Quand la Normandie manque d’eau

Le mois de février 2023 fait partie des mois de février les plus secs jamais observés depuis le début des enregistrements de cumuls pluviométriques.

La situation n’est pas spécifique à la Normandie puisque la France a connu une sécheresse hivernale exceptionnelle avec un triste record de 32 jours consécutifs sans pluie, qui vient aggraver une situation déjà catastrophique avec la sécheresse de 2022.

Les répercussions de ces sécheresses à répétition sont particulièrement visibles sur les débits des cours d’eau normands qui connaissent un étiage particulièrement bas pour une fin d’hiver avec des records battus en plusieurs points du territoire.

Cette sécheresse hivernale est d’autant plus inquiétante que les pluies de septembre à mars sont censées permettre aux nappes phréatiques et aux rivières de retrouver leurs niveaux habituels.

Face à cette crise, et à contre-courant — si j’ose dire — de ce qu’il faudrait faire, le lobby de l’eau instrumentalise la situation pour justifier le développement, ailleurs en France, de nouvelles « bassines » agricoles.

  • Les « bassines » sont des ouvrages de stockage d’eau de plusieurs centaines de milliers de m³ destinés à l’irrigation de cultures qui concernent une minorité d’agriculteurs.

  • Contrairement à ce que l’on pourrait spontanément penser, elles ne stockent pas l’eau de pluie ni de ruissellement (ce qui ne serait déjà pas sans poser problème en terme de perturbation du cycle de l’eau et privatisation de la « ressource »…) mais sont alimentées par des pompes qui vont chercher l’eau dans les nappes phréatiques.

  • Leur impact est donc catastrophique car elles viennent aggraver l’état des nappes phréatiques déjà affaiblies par les sécheresses successives tout en alimentant un gaspillage d’eau insupportable lié à l’évaporation de l’eau stockée en surface.

  • Ces « bassines » ne bénéficient qu’à moins de 5 % des agriculteurs, issus de l’agro-industrie. Il s’agit en général de produire du maïs destiné à l’élevage industriel bien connu pour son « respect » de la condition animale.

  • Le pire, c’est que ces « bassines » sont principalement financées par l’Agence de l’Eau dont l’essentiel des revenus est assuré par une taxe sur les factures d’eau… des particuliers.

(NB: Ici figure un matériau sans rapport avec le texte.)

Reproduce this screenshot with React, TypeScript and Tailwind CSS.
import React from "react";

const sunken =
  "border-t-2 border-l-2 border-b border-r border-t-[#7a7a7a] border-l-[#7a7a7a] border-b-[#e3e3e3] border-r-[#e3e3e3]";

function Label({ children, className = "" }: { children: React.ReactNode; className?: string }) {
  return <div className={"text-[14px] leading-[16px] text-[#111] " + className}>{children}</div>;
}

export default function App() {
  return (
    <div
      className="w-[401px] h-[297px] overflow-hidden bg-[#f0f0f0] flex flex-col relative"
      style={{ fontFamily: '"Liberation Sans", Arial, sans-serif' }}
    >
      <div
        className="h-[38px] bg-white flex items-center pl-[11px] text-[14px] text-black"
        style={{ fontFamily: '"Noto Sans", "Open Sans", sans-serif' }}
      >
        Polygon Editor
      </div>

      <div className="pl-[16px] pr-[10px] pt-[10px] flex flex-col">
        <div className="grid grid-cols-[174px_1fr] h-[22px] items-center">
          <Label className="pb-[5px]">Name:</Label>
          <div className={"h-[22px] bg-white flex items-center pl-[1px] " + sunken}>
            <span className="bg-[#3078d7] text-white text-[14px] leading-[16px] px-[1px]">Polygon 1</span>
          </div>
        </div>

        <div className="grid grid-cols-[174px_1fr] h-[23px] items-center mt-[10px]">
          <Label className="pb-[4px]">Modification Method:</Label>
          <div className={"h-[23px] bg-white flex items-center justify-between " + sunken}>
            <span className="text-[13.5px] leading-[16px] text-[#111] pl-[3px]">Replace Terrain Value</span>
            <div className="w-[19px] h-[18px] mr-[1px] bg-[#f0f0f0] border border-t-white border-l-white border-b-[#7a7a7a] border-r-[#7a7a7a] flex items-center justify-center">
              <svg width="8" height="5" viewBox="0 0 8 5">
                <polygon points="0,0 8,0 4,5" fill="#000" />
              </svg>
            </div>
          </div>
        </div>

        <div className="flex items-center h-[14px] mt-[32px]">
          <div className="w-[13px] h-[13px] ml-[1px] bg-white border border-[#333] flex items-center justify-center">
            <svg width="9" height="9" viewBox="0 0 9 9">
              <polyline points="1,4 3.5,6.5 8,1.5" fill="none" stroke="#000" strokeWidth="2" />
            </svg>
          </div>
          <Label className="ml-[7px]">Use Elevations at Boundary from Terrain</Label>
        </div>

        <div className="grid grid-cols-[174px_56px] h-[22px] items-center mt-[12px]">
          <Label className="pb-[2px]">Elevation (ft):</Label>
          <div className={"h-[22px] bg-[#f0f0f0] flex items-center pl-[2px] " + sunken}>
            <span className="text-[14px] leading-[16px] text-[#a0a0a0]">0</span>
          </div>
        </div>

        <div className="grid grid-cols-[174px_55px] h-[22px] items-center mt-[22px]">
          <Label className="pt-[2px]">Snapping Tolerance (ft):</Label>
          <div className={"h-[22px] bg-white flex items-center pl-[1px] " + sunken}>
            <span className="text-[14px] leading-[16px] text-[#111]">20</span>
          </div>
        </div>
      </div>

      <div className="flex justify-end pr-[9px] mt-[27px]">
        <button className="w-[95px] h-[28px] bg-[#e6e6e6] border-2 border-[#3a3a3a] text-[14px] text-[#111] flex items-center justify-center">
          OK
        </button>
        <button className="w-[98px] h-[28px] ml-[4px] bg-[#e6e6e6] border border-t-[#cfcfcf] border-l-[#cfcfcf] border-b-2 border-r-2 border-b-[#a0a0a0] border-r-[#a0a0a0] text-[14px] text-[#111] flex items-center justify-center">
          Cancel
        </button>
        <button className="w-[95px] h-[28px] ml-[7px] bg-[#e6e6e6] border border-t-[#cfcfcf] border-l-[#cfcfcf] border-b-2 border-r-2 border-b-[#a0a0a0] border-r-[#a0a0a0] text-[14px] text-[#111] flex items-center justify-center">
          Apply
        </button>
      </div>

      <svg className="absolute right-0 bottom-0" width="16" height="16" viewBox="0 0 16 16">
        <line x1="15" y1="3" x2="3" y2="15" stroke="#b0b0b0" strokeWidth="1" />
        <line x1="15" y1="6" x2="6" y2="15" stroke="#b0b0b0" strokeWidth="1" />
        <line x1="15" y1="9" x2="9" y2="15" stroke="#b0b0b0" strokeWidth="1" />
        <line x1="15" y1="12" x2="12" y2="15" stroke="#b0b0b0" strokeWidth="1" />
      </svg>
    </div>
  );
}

Mesurons bien l’absurdité du système : alors que nos concitoyen.nes seront soumis à des mesures de restrictions d’eau en été, ce sont eux qui financeront des « méga-bassines » pour permettre à l’agro-industrie de continuer à produire sans contrainte ni respect pour l’environnement.

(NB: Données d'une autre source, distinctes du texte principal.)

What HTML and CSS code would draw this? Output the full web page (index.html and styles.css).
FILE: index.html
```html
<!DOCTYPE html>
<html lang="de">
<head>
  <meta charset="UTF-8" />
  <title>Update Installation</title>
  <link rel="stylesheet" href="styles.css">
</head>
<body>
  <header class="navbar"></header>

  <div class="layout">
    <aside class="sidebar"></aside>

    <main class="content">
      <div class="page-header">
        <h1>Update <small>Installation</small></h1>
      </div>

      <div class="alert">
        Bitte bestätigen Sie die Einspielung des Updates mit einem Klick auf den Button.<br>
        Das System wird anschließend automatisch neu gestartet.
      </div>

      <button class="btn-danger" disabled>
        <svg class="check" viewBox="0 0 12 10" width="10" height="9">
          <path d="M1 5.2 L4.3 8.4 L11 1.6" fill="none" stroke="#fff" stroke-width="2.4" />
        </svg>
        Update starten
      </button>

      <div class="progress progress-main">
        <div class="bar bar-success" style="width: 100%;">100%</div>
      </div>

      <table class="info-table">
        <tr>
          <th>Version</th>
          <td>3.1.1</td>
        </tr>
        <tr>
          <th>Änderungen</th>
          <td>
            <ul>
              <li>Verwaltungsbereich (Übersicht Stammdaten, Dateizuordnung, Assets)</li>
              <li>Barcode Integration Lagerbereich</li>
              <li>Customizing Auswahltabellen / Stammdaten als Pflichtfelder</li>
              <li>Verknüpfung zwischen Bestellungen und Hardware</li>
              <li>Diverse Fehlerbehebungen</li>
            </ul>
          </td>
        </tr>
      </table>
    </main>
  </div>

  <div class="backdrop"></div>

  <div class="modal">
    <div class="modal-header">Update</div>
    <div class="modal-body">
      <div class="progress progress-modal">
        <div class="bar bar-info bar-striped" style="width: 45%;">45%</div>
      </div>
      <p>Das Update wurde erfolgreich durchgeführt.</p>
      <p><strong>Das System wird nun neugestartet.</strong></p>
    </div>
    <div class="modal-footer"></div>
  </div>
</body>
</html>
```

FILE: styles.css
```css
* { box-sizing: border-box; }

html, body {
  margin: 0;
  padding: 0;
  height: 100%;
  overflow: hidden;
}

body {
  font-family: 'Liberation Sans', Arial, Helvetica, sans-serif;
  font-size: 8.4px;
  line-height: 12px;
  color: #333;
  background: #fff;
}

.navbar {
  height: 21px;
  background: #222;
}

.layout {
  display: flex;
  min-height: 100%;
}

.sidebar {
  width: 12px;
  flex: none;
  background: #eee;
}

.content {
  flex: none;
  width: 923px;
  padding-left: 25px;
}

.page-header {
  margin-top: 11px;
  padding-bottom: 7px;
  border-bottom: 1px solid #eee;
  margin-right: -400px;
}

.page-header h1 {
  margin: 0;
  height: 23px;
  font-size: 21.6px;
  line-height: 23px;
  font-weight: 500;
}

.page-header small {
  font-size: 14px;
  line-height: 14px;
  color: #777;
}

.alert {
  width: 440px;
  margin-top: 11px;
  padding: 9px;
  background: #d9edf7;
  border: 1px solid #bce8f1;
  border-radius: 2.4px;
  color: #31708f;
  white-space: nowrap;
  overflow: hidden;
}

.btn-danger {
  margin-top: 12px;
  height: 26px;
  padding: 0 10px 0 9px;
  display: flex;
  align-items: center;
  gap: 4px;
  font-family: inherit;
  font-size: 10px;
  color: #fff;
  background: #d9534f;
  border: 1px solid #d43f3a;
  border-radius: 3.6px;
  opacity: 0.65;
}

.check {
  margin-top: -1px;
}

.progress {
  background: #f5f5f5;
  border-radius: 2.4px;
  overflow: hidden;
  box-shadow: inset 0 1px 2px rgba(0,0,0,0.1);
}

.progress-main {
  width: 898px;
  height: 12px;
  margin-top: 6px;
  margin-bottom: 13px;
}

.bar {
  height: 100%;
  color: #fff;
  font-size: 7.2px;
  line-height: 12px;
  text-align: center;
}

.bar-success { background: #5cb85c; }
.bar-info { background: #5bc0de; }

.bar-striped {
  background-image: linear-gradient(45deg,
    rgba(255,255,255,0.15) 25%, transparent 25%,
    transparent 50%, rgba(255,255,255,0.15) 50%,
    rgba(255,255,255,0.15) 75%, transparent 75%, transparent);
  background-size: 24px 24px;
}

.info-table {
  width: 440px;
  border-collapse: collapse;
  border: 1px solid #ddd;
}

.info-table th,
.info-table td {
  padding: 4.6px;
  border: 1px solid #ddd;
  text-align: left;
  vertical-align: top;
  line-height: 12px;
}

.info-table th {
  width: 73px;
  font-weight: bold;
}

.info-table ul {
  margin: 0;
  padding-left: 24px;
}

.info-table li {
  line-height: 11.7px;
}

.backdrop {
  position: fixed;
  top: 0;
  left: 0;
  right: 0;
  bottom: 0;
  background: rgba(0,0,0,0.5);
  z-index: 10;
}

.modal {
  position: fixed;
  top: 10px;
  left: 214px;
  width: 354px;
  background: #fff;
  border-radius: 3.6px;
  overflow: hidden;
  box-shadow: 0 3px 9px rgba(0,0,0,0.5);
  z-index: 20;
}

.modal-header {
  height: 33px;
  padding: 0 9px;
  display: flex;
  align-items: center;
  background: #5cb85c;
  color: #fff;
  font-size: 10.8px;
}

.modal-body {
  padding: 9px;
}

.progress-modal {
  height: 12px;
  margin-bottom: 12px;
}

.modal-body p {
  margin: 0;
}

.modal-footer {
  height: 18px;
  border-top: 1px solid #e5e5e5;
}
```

Le tout en fragilisant les débits des cours d’eau et la biodiversité qui subit déjà un effondrement sans précédent.

La circulation des eaux de surface et souterraines sont le sang et les veines qui irriguent la Terre. Faire obstacle à cette circulation, accaparer l’eau, la détourner et la confisquer de son cours, c’est ni plus ni moins tuer la circulation de la vie.

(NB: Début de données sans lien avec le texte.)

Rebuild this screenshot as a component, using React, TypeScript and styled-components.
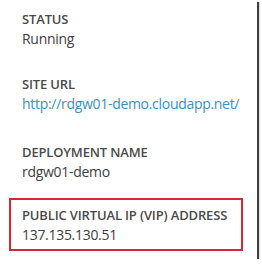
import React from "react";
import styled, { createGlobalStyle } from "styled-components";

const Global = createGlobalStyle`
  html, body { margin: 0; padding: 0; background: #ffffff; }
  body { font-family: "Open Sans", "Noto Sans", sans-serif; }
`;

const Panel = styled.div`
  width: 257px;
  height: 259px;
  box-sizing: border-box;
  background: #ffffff;
  box-shadow: 2px 2px 1px rgba(0, 0, 0, 0.75);
  padding: 9px 0 0 9px;
  display: flex;
  flex-direction: column;
`;

const Section = styled.div<{ $top: number; $highlight?: boolean }>`
  margin-top: ${(p) => p.$top}px;
  width: 234px;
  box-sizing: border-box;
  border: 2px solid ${(p) => (p.$highlight ? "#d3283a" : "transparent")};
  padding: ${(p) => (p.$highlight ? "7px 0 5px 11px" : "0 0 0 11px")};
  display: flex;
  flex-direction: column;
`;

const Label = styled.div`
  font-size: 13px;
  font-weight: 600;
  line-height: 16px;
  color: #4a4a4a;
  letter-spacing: -0.15px;
`;

const Value = styled.div<{ $link?: boolean }>`
  margin-top: 3px;
  font-size: 14px;
  line-height: 18px;
  color: ${(p) => (p.$link ? "#3a8fc4" : "#404040")};
  white-space: nowrap;
  letter-spacing: -0.3px;
`;

export default function App() {
  return (
    <>
      <Global />
      <Panel>
        <Section $top={0}>
          <Label>STATUS</Label>
          <Value>Running</Value>
        </Section>
        <Section $top={24}>
          <Label>SITE URL</Label>
          <Value $link>http://rdgw01-demo.cloudapp.net/</Value>
        </Section>
        <Section $top={27}>
          <Label>DEPLOYMENT NAME</Label>
          <Value>rdgw01-demo</Value>
        </Section>
        <Section $top={15} $highlight>
          <Label>PUBLIC VIRTUAL IP (VIP) ADDRESS</Label>
          <Value>137.135.130.51</Value>
        </Section>
      </Panel>
    </>
  );
}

Il est urgent de mettre un terme à cette fuite en avant sur l’autel d’un modèle agricole punitif pour une majorité de paysans, pour l’environnement et pour l’intérêt général. 

Cette version réinventée du « quoi qu’il en coûte » se heurte aux limites physique de nos écosystèmes. Et la nature ne négocie pas. Elle vit, ou elle meurt.

A défaut d’une remise en question du modèle agro-industriel dominant, il est à craindre que la « verte Normandie » s’assèche en voyant se multiplier ces projets absurdes et écocides de « méga-bassines » dont elle est, pour le moment, préservée.

L’aveuglement techniciste qui consiste à croire que les difficultés structurelles que produisent nos modes de productions et de consommations à coût de technologies et d’investissement en faveur d’infrastructures destructrices conduit dans une impasse funeste.

La seule façon de surmonter la difficulté est d’accepter de changer de modèle économique et les comportements qu’il encourage :

  • Nous devons revenir à une agriculture paysanne à taille humaine, de proximité et tourner la page de l’agro-industrie ;

  • Notre modèle agricole doit se baser sur le vivant, et notamment les extraordinaires résultats de la permaculture ;

  • L’usage intensif de produits chimiques, poison pour l’environnement et notre santé, doit être banni ;

  • Enfin, nous devons adapter nos cultures en optant pour des essences compatibles avec le réchauffement climatique et beaucoup moins consommatrices d’eau.

Si nous refusons de prendre en compte ces réalités et nous obstinons à vouloir faire comme avant, alors nous allons, même en Normandie, au devant de graves pénuries d’eau qui — comme ailleurs dans le monde — mettront en cause l’habitabilité de notre territoire.